Learned Image Compression with Fixed-point Arithmetic

Learned image compression (LIC) has achieved superior coding performance than traditional image compression standards such as HEVC intra in terms of both PSNR and MS-SSIM. However, most LIC frameworks are based on floating-point arithmetic which has two potential problems. First is that using traditional 32-bit floating-point will consume huge memory and computational cost. Second is that the decoding might fail because of the floating-point error coming from different encoding/decoding platforms. To solve the above two problems. 1) We linearly quantize the weight in the main path to 8-bit fixed-point arithmetic, and propose a fine tuning scheme to reduce the coding loss caused by the quantization.

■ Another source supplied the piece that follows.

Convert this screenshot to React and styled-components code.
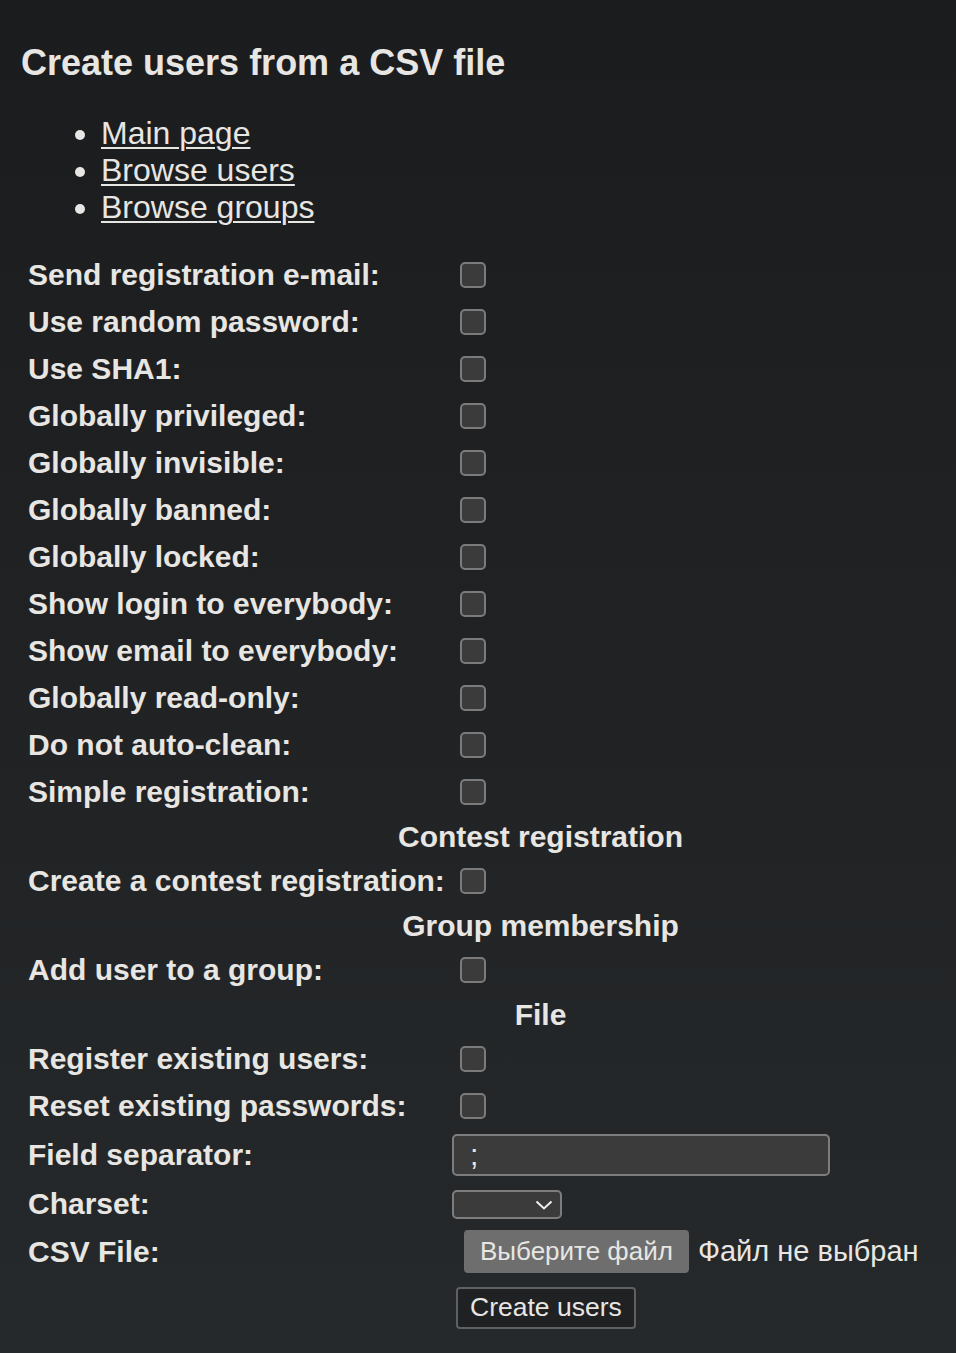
import React from "react";
import styled, { createGlobalStyle } from "styled-components";

const Global = createGlobalStyle`
  html, body { margin: 0; padding: 0; }
  body {
    background: #1b1c1e;
    font-family: "Liberation Sans", Arial, sans-serif;
    color: #e8e6e3;
  }
`;

const Page = styled.div`
  min-height: 100vh;
  overflow: hidden;
  box-sizing: border-box;
  padding: 42px 0 0 21px;
  background: linear-gradient(to bottom, #1b1c1e 0%, #202224 50%, #26292b 100%);
`;

const Title = styled.h1`
  margin: 0;
  font-size: 36px;
  line-height: 42px;
  font-weight: bold;
  white-space: nowrap;
`;

const NavList = styled.ul`
  margin: 31px 0 0 0;
  padding: 0 0 0 80px;
  font-size: 32px;
  line-height: 37px;
  list-style: disc;
`;

const NavLink = styled.a`
  color: #e8e6e3;
  text-decoration: underline;
  text-decoration-thickness: 2px;
  text-underline-offset: 3px;
`;

const Form = styled.form`
  margin: 25.5px 0 0 7px;
  width: 1025px;
`;

const Row = styled.div`
  display: grid;
  grid-template-columns: 424px 601px;
  height: ${(p) => p.$h || 47}px;
  align-items: center;
`;

const Label = styled.label`
  font-size: 30px;
  font-weight: bold;
  white-space: nowrap;
  line-height: 34px;
`;

const Cell = styled.div`
  display: flex;
  align-items: center;
`;

const SectionHeader = styled.div`
  height: 42px;
  display: flex;
  align-items: center;
  justify-content: center;
  font-size: 30px;
  font-weight: bold;
  line-height: 34px;
`;

const Check = styled.input.attrs({ type: "checkbox" })`
  appearance: none;
  margin: 0 0 0 8px;
  width: 26px;
  height: 26px;
  box-sizing: border-box;
  border: 2px solid #7b7b7b;
  border-radius: 5px;
  background: #3b3b3b;
`;

const TextInput = styled.input`
  box-sizing: border-box;
  width: 378px;
  height: 42px;
  margin: 0;
  padding: 0 14px 0 16px;
  border: 2px solid #7d7d7d;
  border-radius: 5px;
  background: #3b3b3b;
  color: #e8e6e3;
  font-family: "Liberation Sans", Arial, sans-serif;
  font-size: 30px;
  outline: none;
`;

const SelectWrap = styled.div`
  position: relative;
  width: 110px;
  height: 29px;
`;

const Select = styled.select`
  appearance: none;
  box-sizing: border-box;
  width: 110px;
  height: 29px;
  margin: 0;
  border: 2px solid #7d7d7d;
  border-radius: 5px;
  background: #3b3b3b;
  color: #e8e6e3;
  font-family: "Liberation Sans", Arial, sans-serif;
  font-size: 20px;
`;

const Chevron = styled.svg`
  position: absolute;
  right: 9px;
  top: 10px;
  pointer-events: none;
`;

const FileButton = styled.button`
  box-sizing: border-box;
  margin: 0 0 0 12px;
  height: 43px;
  padding: 0 16px;
  border: none;
  border-radius: 4px;
  background: #6e6e6e;
  color: #e8e6e3;
  font-family: "Liberation Sans", Arial, sans-serif;
  font-size: 26px;
  white-space: nowrap;
`;

const FileStatus = styled.span`
  margin-left: 9px;
  font-size: 29px;
  white-space: nowrap;
`;

const SubmitButton = styled.button`
  box-sizing: border-box;
  margin: 0 0 0 4px;
  height: 42px;
  padding: 0 12px;
  border: 2px solid #5e6063;
  border-radius: 4px;
  background: #1f2123;
  color: #e8e6e3;
  font-family: "Liberation Sans", Arial, sans-serif;
  font-size: 26.5px;
  white-space: nowrap;
`;

const generalOptions = [
  "Send registration e-mail:",
  "Use random password:",
  "Use SHA1:",
  "Globally privileged:",
  "Globally invisible:",
  "Globally banned:",
  "Globally locked:",
  "Show login to everybody:",
  "Show email to everybody:",
  "Globally read-only:",
  "Do not auto-clean:",
  "Simple registration:",
];

function CheckRow({ label }) {
  return (
    <Row>
      <Label>{label}</Label>
      <Cell>
        <Check />
      </Cell>
    </Row>
  );
}

export default function App() {
  return (
    <>
      <Global />
      <Page>
        <Title>Create users from a CSV file</Title>
        <NavList>
          <li><NavLink href="#">Main page</NavLink></li>
          <li><NavLink href="#">Browse users</NavLink></li>
          <li><NavLink href="#">Browse groups</NavLink></li>
        </NavList>
        <Form onSubmit={(e) => e.preventDefault()}>
          {generalOptions.map((l) => (
            <CheckRow key={l} label={l} />
          ))}
          <SectionHeader>Contest registration</SectionHeader>
          <CheckRow label="Create a contest registration:" />
          <SectionHeader>Group membership</SectionHeader>
          <CheckRow label="Add user to a group:" />
          <SectionHeader>File</SectionHeader>
          <CheckRow label="Register existing users:" />
          <CheckRow label="Reset existing passwords:" />
          <Row $h={51}>
            <Label>Field separator:</Label>
            <Cell>
              <TextInput defaultValue=";" />
            </Cell>
          </Row>
          <Row $h={47}>
            <Label>Charset:</Label>
            <Cell>
              <SelectWrap>
                <Select defaultValue="">
                  <option value=""></option>
                  <option value="utf-8">UTF-8</option>
                </Select>
                <Chevron width="18" height="10" viewBox="0 0 18 10">
                  <path d="M1.5 1.5 L9 8.5 L16.5 1.5" fill="none" stroke="#f0f0f0" strokeWidth="2" />
                </Chevron>
              </SelectWrap>
            </Cell>
          </Row>
          <Row $h={48}>
            <Label>CSV File:</Label>
            <Cell>
              <FileButton type="button">Выберите файл</FileButton>
              <FileStatus>Файл не выбран</FileStatus>
            </Cell>
          </Row>
          <Row $h={64}>
            <span />
            <Cell>
              <SubmitButton type="submit">Create users</SubmitButton>
            </Cell>
          </Row>
        </Form>
      </Page>
    </>
  );
}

Analysis transform and synthesis transform are fine tuned layer by layer. 2) We exploit look-up-table (LUT) for the cumulative distribution function (CDF) to avoid the floating-point error. When the latent node follows non-zero mean Gaussian distribution, to share the CDF LUT for different mean values, we restrict the range of latent node to be within a certain range around mean. As a result, 8-bit weight quantization can achieve negligible coding gain loss compared with 32-bit floating-point anchor. In addition, proposed CDF LUT can ensure the correct coding at various CPU and GPU hardware platforms.